[Saved entries]
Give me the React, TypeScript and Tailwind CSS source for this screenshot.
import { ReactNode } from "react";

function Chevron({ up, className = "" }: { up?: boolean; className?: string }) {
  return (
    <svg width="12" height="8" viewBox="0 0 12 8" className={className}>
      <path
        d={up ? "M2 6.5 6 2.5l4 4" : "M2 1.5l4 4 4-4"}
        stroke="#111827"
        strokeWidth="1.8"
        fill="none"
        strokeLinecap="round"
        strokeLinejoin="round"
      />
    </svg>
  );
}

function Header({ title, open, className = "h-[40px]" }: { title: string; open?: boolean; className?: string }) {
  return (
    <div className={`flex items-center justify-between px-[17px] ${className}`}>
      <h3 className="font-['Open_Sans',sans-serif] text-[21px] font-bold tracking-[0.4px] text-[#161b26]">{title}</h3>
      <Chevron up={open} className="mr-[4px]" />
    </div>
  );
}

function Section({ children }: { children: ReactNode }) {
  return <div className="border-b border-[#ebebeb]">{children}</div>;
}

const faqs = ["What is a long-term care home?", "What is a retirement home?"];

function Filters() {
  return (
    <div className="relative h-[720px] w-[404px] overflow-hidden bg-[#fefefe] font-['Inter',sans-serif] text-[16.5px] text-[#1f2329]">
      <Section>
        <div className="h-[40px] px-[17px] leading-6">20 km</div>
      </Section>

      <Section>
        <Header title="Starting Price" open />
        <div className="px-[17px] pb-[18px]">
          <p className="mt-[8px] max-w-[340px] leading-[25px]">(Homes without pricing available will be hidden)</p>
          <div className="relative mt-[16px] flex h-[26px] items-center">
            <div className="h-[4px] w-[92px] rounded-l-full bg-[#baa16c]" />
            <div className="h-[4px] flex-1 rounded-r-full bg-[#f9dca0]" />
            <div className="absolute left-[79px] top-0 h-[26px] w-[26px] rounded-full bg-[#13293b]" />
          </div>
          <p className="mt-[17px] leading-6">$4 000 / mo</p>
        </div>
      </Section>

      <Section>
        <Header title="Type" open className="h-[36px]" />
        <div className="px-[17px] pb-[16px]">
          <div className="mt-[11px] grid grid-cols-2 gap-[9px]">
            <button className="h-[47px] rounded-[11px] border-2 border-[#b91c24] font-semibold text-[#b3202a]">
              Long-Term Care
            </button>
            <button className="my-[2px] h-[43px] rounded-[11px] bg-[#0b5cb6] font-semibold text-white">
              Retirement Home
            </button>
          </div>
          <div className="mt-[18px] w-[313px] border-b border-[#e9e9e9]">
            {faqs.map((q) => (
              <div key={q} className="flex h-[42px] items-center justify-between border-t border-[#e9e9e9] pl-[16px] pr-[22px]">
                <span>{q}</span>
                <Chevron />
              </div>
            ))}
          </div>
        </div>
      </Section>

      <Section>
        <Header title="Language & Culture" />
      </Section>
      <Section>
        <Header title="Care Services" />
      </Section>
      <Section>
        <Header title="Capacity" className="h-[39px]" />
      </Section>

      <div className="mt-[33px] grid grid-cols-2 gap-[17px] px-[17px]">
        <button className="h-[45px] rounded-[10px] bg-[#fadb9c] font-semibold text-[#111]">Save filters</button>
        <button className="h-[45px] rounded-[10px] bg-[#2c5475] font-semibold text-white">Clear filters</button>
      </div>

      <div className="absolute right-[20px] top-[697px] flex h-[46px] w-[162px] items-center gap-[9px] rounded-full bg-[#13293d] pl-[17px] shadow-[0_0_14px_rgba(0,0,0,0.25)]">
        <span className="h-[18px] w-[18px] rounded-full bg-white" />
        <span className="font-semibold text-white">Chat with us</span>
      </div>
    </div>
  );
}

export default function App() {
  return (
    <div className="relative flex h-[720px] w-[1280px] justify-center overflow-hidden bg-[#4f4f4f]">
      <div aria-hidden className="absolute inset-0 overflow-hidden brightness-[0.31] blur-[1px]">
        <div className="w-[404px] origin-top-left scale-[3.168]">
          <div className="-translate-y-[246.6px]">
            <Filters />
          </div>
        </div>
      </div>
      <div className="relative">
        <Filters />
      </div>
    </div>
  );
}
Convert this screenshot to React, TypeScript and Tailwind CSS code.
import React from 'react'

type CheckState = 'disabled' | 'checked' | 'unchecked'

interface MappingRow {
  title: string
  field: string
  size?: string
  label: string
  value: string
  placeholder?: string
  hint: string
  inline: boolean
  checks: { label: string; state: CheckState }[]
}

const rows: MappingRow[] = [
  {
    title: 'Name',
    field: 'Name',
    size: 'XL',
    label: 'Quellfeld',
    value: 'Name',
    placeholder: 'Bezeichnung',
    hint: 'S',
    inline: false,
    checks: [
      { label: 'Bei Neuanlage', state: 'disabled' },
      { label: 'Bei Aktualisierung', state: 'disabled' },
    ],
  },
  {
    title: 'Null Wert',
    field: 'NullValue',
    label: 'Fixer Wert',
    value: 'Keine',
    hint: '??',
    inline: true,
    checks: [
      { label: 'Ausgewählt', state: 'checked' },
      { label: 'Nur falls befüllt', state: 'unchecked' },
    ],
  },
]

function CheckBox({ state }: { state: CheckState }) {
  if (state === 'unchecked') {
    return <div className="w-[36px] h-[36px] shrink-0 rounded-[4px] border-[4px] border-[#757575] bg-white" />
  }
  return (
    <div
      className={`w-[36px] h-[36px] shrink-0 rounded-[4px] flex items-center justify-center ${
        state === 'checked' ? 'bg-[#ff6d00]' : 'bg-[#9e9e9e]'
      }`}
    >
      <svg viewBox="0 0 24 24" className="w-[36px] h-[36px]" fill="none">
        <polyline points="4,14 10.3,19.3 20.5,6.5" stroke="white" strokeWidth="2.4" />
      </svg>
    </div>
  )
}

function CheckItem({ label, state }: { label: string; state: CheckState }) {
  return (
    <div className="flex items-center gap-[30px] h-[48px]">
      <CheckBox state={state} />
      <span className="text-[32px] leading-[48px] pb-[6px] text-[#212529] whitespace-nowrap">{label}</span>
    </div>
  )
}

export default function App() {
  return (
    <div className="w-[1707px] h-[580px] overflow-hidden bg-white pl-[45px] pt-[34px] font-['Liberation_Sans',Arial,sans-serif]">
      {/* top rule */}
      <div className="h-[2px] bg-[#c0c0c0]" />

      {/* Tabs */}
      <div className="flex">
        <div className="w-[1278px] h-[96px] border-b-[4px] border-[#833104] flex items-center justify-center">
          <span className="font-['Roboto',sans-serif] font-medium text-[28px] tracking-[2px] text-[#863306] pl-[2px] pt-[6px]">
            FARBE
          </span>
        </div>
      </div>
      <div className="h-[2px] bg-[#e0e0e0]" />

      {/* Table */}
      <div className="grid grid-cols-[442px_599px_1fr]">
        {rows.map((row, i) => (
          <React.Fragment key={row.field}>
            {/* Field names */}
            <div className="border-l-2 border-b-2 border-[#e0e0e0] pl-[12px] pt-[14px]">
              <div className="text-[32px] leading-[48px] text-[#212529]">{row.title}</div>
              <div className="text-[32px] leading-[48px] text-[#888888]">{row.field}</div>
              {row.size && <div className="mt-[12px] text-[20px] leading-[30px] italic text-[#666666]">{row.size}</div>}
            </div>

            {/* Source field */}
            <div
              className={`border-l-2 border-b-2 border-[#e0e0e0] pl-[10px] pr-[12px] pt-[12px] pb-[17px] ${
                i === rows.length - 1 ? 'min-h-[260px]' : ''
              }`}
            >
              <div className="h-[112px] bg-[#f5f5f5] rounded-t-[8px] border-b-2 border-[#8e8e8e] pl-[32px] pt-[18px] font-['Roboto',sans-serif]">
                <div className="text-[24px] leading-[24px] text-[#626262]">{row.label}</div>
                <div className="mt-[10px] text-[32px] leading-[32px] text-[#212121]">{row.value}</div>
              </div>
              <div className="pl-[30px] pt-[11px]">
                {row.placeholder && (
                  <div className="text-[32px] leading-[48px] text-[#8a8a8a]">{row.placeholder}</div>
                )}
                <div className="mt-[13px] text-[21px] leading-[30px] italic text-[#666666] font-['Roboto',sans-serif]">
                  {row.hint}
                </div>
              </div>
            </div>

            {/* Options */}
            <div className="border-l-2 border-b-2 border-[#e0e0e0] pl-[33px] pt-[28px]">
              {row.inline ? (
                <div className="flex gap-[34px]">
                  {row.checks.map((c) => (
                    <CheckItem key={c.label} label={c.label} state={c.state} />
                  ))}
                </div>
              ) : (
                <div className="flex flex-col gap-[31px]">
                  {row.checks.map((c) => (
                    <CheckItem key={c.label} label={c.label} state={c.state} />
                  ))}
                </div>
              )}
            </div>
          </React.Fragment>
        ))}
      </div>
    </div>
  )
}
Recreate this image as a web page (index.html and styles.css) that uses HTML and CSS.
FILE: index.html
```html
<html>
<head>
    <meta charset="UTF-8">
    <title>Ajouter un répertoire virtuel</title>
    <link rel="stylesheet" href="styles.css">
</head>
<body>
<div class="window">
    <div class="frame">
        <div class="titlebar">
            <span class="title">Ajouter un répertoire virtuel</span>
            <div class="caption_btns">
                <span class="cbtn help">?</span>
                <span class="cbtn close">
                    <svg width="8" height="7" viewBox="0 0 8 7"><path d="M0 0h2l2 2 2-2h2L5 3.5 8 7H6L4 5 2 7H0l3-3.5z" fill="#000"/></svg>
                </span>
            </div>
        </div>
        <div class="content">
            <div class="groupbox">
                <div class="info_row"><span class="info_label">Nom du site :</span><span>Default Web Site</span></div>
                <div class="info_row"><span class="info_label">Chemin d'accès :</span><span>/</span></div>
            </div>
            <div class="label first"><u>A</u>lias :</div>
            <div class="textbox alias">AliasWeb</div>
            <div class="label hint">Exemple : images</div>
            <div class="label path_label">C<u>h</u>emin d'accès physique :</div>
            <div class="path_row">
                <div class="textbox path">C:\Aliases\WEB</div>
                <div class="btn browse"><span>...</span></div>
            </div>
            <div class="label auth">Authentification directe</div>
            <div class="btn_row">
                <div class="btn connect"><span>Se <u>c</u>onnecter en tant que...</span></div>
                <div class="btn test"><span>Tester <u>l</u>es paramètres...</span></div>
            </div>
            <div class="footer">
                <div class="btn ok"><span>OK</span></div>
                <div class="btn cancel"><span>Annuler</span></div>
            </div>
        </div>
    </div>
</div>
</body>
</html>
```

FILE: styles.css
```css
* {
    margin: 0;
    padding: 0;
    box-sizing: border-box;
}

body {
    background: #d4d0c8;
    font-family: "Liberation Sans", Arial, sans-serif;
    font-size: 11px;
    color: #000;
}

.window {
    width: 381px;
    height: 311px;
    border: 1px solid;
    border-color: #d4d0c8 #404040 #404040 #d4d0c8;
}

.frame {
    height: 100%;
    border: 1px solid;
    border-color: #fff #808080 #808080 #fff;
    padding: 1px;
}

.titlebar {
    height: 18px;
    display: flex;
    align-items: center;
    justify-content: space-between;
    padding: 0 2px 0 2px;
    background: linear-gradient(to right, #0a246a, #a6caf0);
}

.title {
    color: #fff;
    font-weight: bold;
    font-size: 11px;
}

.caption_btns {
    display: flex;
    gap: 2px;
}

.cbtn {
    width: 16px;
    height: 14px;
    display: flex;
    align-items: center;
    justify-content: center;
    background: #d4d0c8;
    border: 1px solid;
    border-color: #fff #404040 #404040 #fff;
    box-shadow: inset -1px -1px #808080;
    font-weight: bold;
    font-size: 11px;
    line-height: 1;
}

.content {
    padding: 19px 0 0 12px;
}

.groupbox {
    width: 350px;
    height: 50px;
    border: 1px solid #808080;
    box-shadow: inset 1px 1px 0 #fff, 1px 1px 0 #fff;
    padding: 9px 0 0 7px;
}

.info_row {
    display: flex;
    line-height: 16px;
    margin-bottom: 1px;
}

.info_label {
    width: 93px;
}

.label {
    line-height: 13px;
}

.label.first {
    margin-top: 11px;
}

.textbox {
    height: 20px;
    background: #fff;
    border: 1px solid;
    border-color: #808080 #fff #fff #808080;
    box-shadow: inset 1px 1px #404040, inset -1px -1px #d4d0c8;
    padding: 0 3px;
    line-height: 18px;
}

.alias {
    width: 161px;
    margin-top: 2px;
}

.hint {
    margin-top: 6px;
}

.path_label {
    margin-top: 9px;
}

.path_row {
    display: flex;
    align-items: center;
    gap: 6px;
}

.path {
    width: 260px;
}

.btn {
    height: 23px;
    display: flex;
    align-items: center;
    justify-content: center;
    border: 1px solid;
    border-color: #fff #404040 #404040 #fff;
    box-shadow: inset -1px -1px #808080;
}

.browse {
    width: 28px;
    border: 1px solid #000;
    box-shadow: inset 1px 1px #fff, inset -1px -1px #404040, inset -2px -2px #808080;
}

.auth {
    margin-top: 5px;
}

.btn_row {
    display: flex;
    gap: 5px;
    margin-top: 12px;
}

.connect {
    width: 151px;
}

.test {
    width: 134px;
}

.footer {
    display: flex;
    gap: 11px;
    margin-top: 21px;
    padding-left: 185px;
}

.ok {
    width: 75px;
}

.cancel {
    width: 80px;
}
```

Written problem: Check each line above for the string "index", then copy the ones that have it.

Solution for this task:
Recreate this image as a web page (index.html and styles.css) that uses HTML and CSS.
FILE: index.html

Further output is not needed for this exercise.